SWIFT is a Brussels-based company that is mainly involved in facilitating financial transactions across the globe. Financial transactions that were once carried out through telex messages, and took days to arrive at the destination, can now arrive in a matter of minutes under SWIFT services.

SWIFT manages some 11,000 banks and financial institutions across 209 countries, and facilitates around six billion financial messages annually.

SWIFT refrains from involvement in political disputes, as it was launched with the support of a number of countries. However, after the September 11th terrorist attacks on the US, a major SWIFT member, further control over financial transactions across the globe was demanded, including American authorities requesting increasing access to personal information of individuals using SWIFT. Although initially opposed by SWIFT authorities, the European Union agreed to U.S. demands.

In 1992, Iran joined the SWIFT, and linked its Central Bank, Banks Melli, Sepah and Saderat (Export), and other Iranian regime banks to the world’s financial network. In 2012, those links were severed, after pressure from the US, and major sanctions against Tehran’s nuclear program.

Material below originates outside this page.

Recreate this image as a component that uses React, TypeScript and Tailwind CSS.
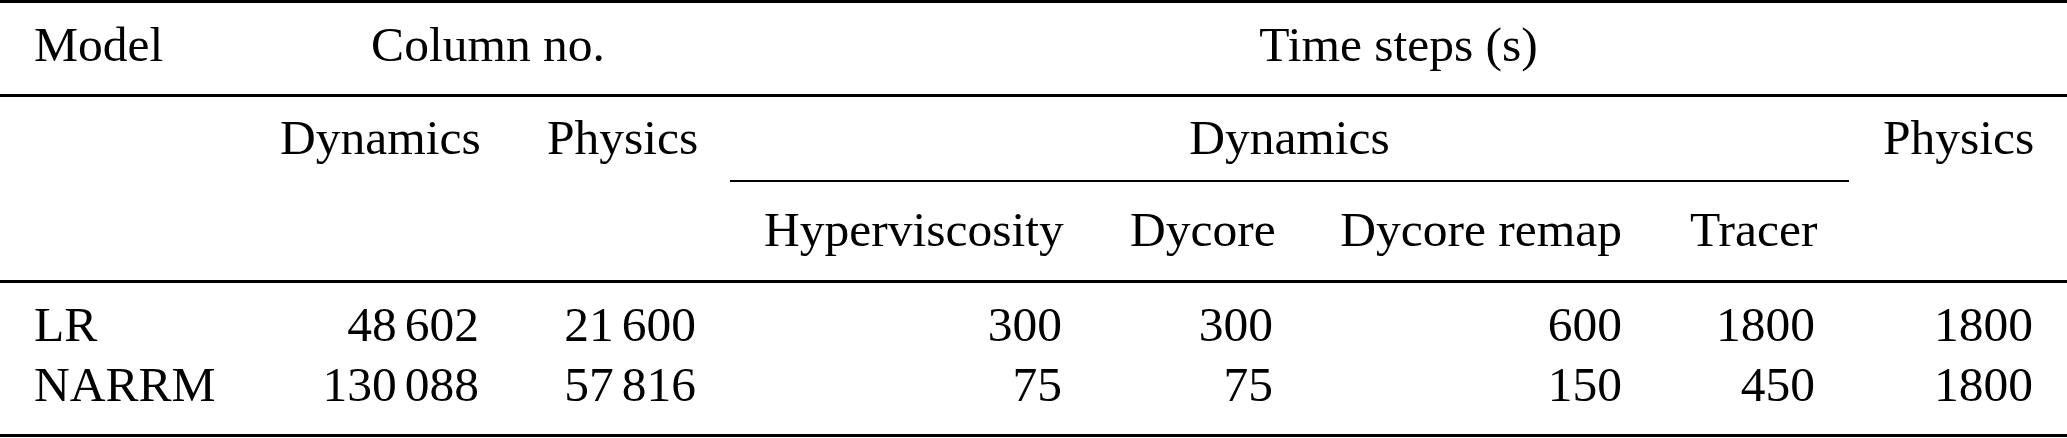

In 2016, after the 2015 Iran nuclear deal was signed and initial measures implemented by Iran, SWIFT lifted its restrictions on Iranian banks. Tehran was provided $1.7 billion in cash and the $150 billion of its assets were unfrozen. However, this money did not provide for the Iranian population’s necessities. “While over 50 million people across the country are living in poverty, Tehran continues to fuel its terrorist proxies across the Middle East, an unnecessary nuclear program and ballistic missile drive,” writes Alavi.

France, Germany and the United Kingdom issued a letter to US Secretary of Treasury Steven Mnuchin asking that the new American sanctions not include the SWIFT apparatus. Following the recent G7 meeting in Canada, there is little sign that Washington will take the European request into consideration. In fact, the sanctions that are scheduled to come on November 4th will include financial and banking collaboration. Any entity refusing to abide by these regulations, will have their US-based assets frozen, their officials banned from the US, and their activities limited in the US.

According to Alavi, “Iran’s domestic crackdown organs and its foreign belligerence are all funded through state banks and financial institutions. All actions taken against these entities and limiting their power will benefit the Iranian people in their daily protests and long struggle to establish freedom and democracy in their country.”

After the turn of the year nationwide protests, it is clear that the Iranian people want this regime gone. Measures wielded against Tehran’s interests support the Iranian peoples’ quest to achieve their objectives.